Global shares have rallied sharply since the Fed decided to raise interest rates this month, acting on confidence that the central bank will be able to rein-in runaway inflation without sending the US economy into recession.
But bond markets appear far less convinced, as investors bet more rate hikes will be needed to control inflation, given US inflation is running at a 40-year-high compelling a hawkish response.
“To have the whole equity market rallying, and especially tech rallying, is just confounding,” said Angus Coote, co-founder and executive director at Jamieson Coote Bonds.
“I think it could be the case that there’s still a buy-the-dip mentality around in equity markets and this could be a dead cat bounce as investors wake up to higher funding costs.”
The difference between the US 10-year Treasury yield and US 2-year Treasury yield is at its narrowest point since March 2020. The 10-year has a yield of 2.37 per cent while the 2-year is at 2.14 per cent, a margin of just 23 basis points.
The inversion of those yields is historically an indicator of recession. The yield curve last inverted in August 2019.
“It’s been a near perfect prediction of recession,” said Mr Coote.
“The bond market is suggesting if the Fed does hike eight or nine times, that does result in bankruptcies and then recession.”
Those alarm bells have not been felt in the equity market. The S&P 500 has climbed 1.3 per cent since the start of the week while the tech-heavy Nasdaq Composite, which is the most sensitive to higher rates, has risen by more than 2 per cent.
“I think it’s a case of being alert but not alarmed at this point,” said Andrew Mitchell, Ophir Asset Management senior portfolio manager. “Skewing towards more defensively orientated businesses that can sustainably grow without paying through the nose for them seems a prudent move to me.”
Economists have been quick to point out hiking cycles rarely end without growth being stalled, a perspective bond investors are sympathetic to.
Capital Economics said since the late 1970s, 13 of the past 16 tightening cycles in the US, UK and Eurozone had ended in recession.
Fed chairman Jerome Powell played down the risk of recession in a speech on Monday.
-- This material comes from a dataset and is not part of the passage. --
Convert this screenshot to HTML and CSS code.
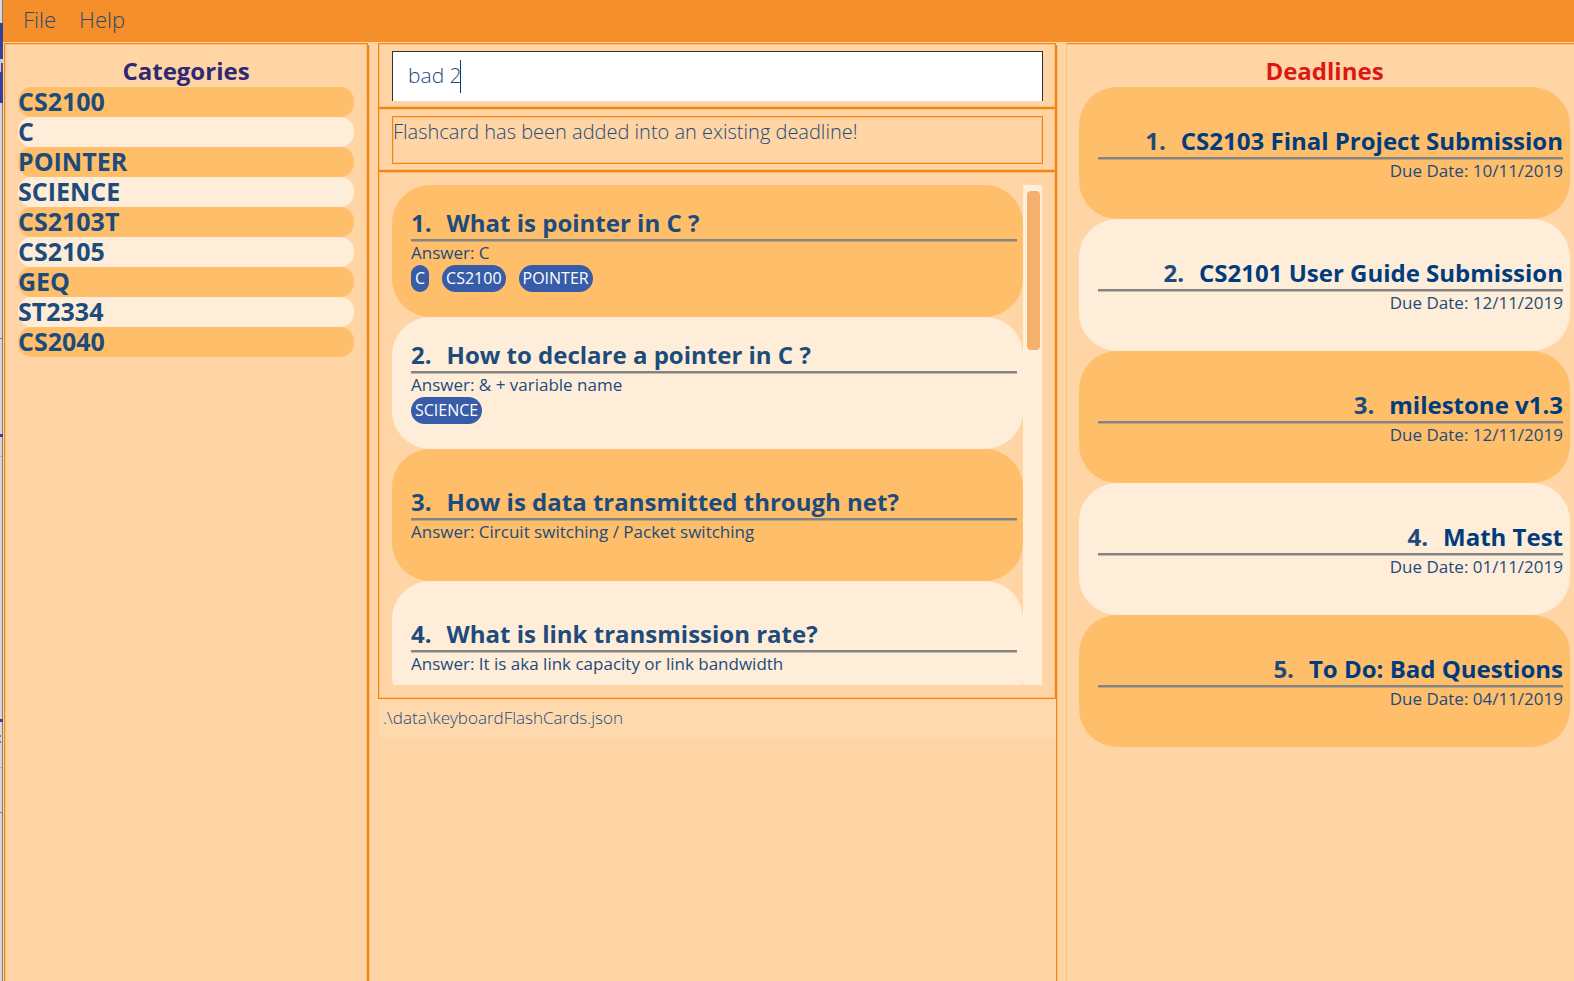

“The Fed won’t see a 2s 10s inversion” – referring to the 2-year and 10-year bond rates – “as a reason to slow down rate hike... on their measure they have a record level of steepness in their curve to play with before the curve gets to a flat enough level to worry them,” said Jim Reid, Deutsche Bank’s head of global fundamental credit strategy in research published this week.
US Fed boss Powell takes tough stance on inflation
“It’s worth noting that around the time of the last few inversions there was always a chorus of ‘this time is different’.”
Investors say a rise in interest rates could expose a number of “zombie companies”, or businesses that can only survive while the cost of debt is low, even if the hiking cycle does not result in recession.
“About 20 per cent of the Russell 2000 are zombie corporates and their revenues don’t meet their debt obligations,” said Mr Coote.
“They’ve survived because interest rates were falling, but those rates are starting to go higher, some of these businesses will be hitting some serious turbulence and equity markets will wake up to this.”